Dataset extract:
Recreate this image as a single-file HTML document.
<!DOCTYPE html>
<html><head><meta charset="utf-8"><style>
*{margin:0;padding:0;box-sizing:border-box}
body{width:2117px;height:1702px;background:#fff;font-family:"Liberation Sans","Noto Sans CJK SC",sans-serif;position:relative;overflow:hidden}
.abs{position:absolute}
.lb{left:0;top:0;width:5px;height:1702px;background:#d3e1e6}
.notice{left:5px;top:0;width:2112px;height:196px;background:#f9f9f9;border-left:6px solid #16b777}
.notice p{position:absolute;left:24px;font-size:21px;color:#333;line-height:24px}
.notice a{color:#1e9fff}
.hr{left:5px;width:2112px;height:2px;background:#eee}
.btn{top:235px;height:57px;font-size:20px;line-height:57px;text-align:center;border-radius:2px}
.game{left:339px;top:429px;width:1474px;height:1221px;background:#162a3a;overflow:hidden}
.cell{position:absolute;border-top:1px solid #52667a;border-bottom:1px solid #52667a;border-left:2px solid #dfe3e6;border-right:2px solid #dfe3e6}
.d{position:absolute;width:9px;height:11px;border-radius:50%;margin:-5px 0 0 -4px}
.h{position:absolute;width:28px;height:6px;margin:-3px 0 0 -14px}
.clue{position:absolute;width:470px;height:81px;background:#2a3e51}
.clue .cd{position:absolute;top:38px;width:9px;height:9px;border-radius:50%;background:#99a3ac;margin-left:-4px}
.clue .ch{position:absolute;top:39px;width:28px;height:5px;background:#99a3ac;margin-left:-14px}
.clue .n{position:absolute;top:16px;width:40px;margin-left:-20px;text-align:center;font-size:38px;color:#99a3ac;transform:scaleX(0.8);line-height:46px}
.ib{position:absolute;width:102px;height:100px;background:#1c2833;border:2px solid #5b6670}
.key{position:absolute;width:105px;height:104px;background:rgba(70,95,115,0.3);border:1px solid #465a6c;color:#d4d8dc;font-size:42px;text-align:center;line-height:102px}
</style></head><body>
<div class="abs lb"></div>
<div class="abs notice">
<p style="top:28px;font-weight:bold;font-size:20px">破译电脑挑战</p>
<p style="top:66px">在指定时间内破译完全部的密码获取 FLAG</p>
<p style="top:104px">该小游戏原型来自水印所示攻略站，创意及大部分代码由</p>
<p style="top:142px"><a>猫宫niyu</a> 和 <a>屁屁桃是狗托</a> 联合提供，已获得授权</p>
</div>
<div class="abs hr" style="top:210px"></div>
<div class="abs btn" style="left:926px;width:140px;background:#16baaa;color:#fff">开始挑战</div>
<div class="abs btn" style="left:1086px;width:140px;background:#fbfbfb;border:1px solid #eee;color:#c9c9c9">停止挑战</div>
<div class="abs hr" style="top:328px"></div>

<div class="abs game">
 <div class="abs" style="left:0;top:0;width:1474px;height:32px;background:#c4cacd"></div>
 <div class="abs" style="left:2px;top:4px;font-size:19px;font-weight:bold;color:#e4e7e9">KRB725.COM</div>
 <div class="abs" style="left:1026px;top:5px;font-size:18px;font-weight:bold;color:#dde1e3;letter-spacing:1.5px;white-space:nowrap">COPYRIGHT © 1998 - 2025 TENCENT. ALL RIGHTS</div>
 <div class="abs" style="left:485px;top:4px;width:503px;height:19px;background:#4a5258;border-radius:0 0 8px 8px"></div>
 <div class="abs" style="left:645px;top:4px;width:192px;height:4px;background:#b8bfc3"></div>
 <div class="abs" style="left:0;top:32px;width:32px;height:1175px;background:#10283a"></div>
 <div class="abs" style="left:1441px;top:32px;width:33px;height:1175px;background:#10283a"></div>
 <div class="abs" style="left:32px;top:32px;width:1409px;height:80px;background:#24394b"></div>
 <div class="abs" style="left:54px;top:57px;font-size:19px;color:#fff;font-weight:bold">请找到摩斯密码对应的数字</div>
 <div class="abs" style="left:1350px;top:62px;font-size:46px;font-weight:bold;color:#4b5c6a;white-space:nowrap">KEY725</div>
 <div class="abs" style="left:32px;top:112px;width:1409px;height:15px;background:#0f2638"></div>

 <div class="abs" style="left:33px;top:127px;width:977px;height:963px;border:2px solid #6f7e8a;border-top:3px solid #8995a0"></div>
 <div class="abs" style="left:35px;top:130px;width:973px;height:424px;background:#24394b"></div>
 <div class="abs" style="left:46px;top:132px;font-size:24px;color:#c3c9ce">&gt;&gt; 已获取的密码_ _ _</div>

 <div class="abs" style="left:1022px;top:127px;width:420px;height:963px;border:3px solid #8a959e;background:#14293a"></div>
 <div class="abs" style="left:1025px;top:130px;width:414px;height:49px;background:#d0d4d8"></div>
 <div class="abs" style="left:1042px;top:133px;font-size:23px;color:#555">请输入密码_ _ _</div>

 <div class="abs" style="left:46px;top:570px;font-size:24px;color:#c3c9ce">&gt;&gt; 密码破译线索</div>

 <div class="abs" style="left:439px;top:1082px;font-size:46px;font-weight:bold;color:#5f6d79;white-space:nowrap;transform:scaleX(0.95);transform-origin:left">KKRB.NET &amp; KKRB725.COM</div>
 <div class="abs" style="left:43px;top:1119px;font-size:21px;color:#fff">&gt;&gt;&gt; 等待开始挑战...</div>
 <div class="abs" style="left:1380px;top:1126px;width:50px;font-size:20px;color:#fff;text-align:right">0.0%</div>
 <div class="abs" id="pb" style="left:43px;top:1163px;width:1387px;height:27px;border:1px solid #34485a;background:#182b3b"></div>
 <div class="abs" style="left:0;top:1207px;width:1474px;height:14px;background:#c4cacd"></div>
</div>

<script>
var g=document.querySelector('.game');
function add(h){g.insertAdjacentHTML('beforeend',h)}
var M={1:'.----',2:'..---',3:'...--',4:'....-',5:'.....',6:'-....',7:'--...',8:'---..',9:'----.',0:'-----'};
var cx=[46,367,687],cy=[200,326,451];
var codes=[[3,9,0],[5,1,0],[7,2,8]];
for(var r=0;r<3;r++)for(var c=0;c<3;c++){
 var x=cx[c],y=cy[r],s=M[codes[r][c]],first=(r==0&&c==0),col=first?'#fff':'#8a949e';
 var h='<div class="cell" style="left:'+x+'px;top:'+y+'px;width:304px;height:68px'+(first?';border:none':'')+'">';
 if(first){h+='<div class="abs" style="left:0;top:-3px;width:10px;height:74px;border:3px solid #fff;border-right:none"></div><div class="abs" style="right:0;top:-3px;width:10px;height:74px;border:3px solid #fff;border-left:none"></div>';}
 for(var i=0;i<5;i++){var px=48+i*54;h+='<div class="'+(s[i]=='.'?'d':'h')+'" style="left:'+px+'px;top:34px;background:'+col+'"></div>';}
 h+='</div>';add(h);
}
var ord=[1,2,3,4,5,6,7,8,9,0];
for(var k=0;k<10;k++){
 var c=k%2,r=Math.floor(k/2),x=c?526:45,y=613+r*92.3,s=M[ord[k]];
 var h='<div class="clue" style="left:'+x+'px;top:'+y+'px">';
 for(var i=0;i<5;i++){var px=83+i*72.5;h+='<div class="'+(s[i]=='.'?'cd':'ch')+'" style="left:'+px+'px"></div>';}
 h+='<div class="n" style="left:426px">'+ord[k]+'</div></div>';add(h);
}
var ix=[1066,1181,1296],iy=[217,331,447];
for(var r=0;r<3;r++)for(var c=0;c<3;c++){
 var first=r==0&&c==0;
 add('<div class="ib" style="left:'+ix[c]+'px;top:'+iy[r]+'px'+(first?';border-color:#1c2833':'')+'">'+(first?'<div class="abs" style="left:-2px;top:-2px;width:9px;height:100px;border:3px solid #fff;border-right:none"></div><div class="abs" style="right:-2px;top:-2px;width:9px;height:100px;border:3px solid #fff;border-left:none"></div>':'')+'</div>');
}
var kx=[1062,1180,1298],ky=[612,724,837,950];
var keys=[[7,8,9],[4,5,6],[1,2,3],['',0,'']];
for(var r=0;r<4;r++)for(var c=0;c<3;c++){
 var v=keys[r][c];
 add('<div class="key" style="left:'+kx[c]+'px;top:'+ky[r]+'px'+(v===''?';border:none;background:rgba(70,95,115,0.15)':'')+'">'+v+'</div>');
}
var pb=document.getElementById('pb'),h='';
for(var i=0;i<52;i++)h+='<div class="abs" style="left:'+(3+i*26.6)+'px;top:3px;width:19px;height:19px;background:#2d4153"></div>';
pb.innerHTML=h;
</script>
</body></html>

Work to be completed: Lines containing the word "document" must all be returned from the material above.

Task solution:
Recreate this image as a single-file HTML document.
var g=document.querySelector('.game');
var pb=document.getElementById('pb'),h='';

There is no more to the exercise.